---------- Provided records ----------
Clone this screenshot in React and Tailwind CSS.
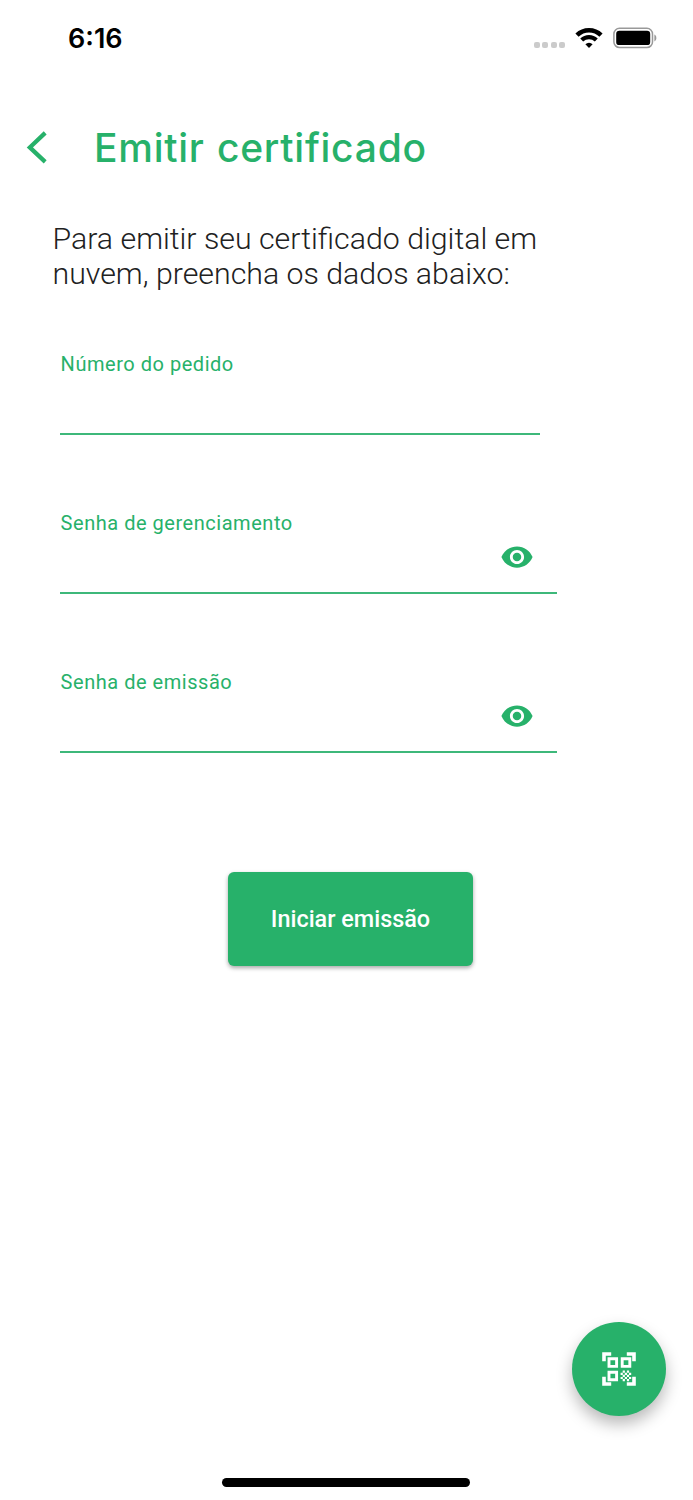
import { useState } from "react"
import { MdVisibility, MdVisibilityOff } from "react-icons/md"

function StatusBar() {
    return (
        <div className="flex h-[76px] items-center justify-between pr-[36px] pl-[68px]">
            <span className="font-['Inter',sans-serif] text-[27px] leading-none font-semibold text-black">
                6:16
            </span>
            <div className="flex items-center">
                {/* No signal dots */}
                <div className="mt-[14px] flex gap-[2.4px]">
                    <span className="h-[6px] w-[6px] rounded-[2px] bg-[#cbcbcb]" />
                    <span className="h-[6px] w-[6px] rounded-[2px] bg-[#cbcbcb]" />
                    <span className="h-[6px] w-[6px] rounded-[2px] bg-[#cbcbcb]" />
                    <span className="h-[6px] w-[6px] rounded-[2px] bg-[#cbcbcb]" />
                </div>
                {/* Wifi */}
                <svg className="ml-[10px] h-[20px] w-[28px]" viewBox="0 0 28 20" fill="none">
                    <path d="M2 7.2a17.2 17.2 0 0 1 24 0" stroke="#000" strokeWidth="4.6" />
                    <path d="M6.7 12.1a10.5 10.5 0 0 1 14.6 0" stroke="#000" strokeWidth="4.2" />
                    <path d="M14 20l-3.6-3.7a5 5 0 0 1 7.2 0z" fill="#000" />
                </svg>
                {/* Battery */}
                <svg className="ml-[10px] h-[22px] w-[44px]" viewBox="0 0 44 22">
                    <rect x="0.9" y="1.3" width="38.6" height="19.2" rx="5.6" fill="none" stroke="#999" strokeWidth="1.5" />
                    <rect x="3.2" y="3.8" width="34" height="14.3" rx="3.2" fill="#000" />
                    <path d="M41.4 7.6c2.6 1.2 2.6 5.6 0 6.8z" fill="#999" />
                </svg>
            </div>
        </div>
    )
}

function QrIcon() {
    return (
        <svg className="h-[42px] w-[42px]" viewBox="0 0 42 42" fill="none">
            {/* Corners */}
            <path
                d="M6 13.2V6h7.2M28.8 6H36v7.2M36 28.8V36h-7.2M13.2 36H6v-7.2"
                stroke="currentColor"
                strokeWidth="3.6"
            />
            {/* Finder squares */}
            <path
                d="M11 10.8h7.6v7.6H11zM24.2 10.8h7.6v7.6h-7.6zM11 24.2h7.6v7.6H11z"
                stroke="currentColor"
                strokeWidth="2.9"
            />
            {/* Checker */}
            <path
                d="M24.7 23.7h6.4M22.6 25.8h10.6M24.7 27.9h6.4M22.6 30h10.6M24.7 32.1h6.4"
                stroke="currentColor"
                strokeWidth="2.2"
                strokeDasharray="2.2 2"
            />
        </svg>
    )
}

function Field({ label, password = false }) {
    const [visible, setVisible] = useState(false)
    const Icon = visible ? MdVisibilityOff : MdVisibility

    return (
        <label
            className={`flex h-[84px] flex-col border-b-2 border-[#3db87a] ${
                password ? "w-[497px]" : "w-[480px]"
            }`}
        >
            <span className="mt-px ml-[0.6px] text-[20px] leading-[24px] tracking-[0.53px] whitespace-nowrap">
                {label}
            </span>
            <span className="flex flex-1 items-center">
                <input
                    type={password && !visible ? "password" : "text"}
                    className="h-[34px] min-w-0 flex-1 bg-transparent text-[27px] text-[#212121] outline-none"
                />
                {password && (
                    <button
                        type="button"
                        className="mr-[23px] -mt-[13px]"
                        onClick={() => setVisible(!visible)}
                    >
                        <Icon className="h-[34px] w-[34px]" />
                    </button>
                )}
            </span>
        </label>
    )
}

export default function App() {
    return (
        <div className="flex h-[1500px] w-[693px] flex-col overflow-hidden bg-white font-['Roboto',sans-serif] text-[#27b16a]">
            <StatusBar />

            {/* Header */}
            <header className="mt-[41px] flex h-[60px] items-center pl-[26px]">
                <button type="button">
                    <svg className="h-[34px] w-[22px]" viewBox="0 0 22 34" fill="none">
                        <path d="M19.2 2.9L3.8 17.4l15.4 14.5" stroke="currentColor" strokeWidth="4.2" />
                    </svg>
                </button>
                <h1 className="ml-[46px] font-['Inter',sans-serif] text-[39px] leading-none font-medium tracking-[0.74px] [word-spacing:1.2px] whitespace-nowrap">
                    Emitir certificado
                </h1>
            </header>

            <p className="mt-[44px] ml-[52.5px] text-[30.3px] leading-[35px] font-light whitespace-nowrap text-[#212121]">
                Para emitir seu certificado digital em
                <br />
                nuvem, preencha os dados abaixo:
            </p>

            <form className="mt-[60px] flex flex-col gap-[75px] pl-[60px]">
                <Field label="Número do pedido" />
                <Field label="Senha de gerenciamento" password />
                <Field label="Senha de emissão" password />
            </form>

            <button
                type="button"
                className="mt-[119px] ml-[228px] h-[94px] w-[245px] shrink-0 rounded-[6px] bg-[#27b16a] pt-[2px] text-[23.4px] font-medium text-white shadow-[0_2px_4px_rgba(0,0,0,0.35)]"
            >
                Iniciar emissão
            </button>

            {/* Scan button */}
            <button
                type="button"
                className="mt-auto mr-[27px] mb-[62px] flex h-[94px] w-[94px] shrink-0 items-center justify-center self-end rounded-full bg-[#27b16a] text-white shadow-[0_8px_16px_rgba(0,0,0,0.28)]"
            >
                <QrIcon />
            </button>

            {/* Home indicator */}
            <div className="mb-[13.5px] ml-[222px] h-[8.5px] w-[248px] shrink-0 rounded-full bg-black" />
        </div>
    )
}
----------
---------- Provided records ----------
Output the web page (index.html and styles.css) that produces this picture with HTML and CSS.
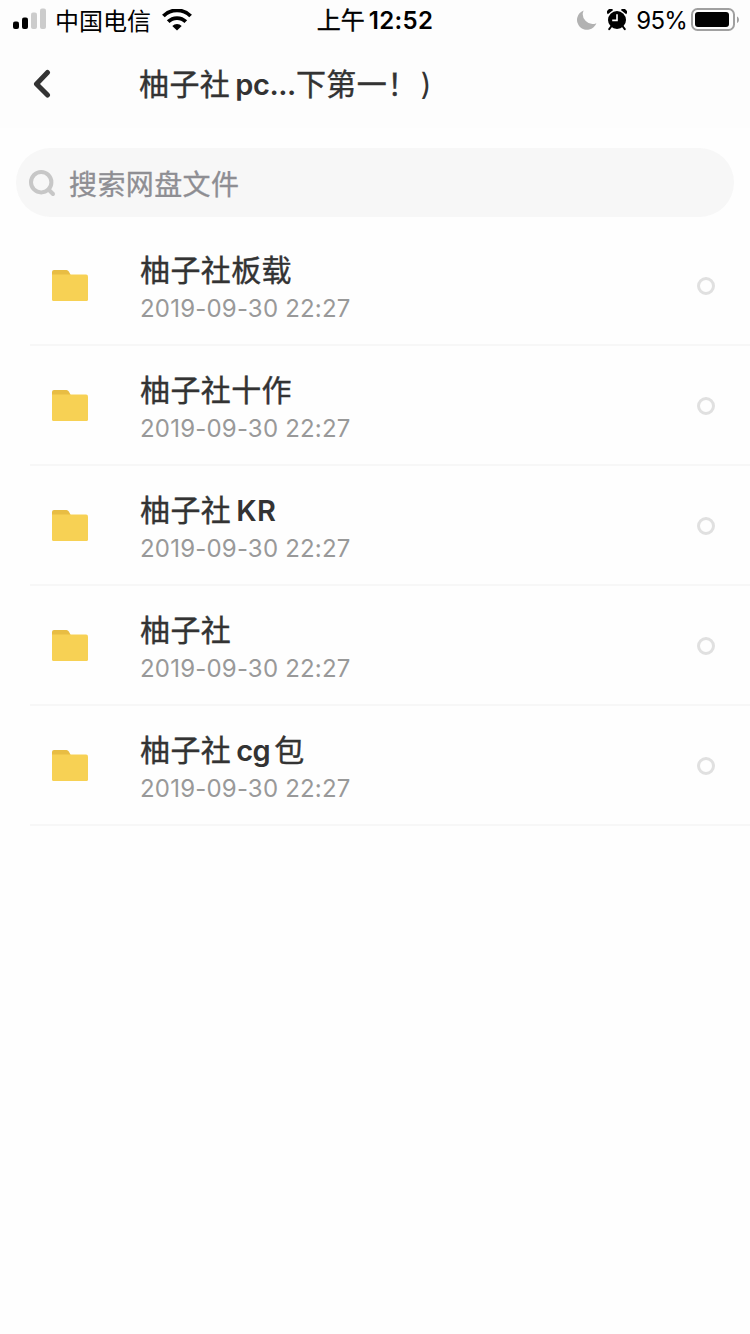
----------
_Your goal_. Determine how many lines of the data contain the word "this", and reply with that number only.

_Answer_. 2